Written task
State how many lines of the listing below include the word "this". Give only the number.
====
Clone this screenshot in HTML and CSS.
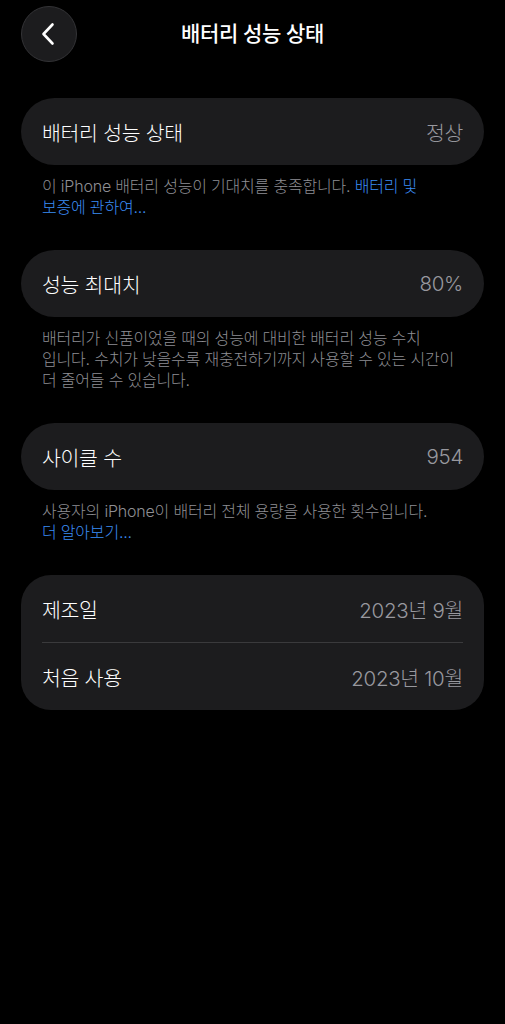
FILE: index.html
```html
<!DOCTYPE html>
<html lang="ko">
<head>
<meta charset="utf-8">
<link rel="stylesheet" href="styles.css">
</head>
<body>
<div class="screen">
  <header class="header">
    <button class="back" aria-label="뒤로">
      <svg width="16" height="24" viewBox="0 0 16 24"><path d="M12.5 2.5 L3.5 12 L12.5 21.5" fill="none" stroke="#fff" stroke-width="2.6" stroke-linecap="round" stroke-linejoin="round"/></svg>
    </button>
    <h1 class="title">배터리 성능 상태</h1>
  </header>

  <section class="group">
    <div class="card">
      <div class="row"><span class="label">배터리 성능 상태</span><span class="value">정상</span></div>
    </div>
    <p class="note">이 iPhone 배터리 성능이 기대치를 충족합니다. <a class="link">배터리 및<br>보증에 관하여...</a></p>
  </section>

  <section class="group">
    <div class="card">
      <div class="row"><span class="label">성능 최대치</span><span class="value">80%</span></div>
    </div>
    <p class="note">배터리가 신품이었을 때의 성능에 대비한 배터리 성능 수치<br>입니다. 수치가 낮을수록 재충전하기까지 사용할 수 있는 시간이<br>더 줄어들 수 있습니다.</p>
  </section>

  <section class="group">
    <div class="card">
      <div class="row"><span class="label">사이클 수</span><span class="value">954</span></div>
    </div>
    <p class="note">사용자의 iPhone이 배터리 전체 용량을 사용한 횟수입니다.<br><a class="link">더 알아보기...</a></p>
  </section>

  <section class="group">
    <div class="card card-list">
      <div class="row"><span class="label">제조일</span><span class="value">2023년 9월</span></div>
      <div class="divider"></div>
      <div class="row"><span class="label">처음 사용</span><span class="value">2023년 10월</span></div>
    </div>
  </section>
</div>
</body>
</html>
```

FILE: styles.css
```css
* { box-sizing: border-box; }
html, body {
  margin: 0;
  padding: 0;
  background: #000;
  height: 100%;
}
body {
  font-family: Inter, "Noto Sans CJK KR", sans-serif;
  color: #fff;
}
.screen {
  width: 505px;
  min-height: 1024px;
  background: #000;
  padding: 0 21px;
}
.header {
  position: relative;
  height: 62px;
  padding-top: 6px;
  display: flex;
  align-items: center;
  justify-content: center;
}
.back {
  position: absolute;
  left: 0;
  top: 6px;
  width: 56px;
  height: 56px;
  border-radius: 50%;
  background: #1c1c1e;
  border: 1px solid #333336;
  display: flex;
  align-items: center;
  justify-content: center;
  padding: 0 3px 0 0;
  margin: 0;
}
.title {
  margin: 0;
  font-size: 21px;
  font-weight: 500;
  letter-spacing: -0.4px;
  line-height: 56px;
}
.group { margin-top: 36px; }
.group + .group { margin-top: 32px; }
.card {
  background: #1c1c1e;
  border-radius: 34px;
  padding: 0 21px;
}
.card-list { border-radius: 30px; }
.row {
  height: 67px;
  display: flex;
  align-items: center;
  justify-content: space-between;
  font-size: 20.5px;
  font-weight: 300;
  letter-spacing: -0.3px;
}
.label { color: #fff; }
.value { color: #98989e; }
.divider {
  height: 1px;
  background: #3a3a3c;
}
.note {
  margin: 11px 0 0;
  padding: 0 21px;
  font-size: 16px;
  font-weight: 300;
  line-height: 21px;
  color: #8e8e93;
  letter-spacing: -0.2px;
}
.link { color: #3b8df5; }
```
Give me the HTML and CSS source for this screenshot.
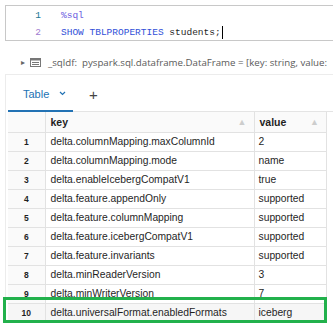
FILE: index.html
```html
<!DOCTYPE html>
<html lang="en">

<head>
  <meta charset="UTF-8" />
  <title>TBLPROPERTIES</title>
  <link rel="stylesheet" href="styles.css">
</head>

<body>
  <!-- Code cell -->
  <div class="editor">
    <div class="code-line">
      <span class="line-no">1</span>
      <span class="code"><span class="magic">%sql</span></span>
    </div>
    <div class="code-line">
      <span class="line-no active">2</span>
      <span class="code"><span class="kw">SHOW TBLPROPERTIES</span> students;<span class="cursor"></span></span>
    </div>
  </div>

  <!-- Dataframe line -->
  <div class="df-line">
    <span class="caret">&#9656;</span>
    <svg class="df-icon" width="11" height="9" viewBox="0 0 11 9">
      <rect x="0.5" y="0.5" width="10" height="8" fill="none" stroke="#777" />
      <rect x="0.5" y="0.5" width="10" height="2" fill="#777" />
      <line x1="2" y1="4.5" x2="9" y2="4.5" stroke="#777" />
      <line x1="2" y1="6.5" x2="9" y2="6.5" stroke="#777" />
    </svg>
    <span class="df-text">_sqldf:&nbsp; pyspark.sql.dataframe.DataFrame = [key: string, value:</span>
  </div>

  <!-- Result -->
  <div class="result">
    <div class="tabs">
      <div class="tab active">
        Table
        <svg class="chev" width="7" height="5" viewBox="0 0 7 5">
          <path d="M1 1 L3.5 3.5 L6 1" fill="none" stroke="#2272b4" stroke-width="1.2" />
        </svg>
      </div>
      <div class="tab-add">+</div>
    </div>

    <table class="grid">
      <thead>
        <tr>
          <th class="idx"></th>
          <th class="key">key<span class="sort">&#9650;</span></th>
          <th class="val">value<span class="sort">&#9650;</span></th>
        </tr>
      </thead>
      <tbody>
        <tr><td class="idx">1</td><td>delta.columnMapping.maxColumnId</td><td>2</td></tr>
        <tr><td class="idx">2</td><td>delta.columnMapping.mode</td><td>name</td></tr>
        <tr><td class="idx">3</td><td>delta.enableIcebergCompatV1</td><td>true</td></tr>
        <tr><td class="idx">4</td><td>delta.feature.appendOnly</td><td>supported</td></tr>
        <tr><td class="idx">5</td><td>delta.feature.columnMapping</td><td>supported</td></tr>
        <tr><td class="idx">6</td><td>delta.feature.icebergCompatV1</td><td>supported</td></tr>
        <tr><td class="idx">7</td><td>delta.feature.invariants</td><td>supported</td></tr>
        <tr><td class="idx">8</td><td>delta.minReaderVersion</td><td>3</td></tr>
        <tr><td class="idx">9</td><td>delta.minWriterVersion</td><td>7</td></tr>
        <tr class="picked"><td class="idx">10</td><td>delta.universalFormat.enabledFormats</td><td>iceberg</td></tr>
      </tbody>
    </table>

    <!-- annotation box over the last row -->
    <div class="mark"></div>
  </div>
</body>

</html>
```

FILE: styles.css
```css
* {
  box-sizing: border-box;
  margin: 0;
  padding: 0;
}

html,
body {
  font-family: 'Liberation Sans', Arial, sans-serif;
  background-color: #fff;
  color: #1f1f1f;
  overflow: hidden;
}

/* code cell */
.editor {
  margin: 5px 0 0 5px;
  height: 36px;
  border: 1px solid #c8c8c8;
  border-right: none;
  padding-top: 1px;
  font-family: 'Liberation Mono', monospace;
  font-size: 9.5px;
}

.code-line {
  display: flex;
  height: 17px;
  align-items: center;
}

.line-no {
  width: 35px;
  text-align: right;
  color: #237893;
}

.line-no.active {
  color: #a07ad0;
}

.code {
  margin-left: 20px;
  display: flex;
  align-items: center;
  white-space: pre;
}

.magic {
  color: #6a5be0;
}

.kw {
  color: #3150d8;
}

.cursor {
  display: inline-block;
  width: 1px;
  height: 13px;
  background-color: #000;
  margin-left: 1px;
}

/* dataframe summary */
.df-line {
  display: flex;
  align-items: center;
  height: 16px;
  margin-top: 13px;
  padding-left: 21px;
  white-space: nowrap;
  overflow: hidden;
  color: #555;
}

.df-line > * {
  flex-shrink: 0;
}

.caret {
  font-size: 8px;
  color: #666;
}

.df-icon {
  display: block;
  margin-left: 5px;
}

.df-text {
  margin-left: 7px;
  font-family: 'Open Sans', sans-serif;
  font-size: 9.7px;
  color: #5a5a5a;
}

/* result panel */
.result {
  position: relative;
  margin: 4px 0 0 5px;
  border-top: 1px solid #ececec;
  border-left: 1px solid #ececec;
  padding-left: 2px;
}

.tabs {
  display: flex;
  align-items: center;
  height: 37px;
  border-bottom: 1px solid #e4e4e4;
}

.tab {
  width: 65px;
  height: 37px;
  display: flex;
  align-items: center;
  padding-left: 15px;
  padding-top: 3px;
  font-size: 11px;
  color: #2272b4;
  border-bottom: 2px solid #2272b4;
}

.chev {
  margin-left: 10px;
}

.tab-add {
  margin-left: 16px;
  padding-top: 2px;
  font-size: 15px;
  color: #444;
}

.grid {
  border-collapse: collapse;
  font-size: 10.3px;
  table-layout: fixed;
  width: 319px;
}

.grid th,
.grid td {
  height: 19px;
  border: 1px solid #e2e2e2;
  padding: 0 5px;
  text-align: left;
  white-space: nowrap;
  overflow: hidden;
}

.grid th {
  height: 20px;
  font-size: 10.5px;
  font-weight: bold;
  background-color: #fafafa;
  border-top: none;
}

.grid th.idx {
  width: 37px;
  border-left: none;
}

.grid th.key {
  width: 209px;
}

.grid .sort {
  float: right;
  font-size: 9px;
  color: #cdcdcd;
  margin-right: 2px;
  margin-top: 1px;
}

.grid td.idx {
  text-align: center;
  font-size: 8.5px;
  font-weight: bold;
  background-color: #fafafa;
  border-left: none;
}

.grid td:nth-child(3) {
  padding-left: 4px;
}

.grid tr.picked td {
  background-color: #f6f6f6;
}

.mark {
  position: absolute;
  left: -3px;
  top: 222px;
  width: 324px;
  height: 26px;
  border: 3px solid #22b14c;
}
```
====
Task result
2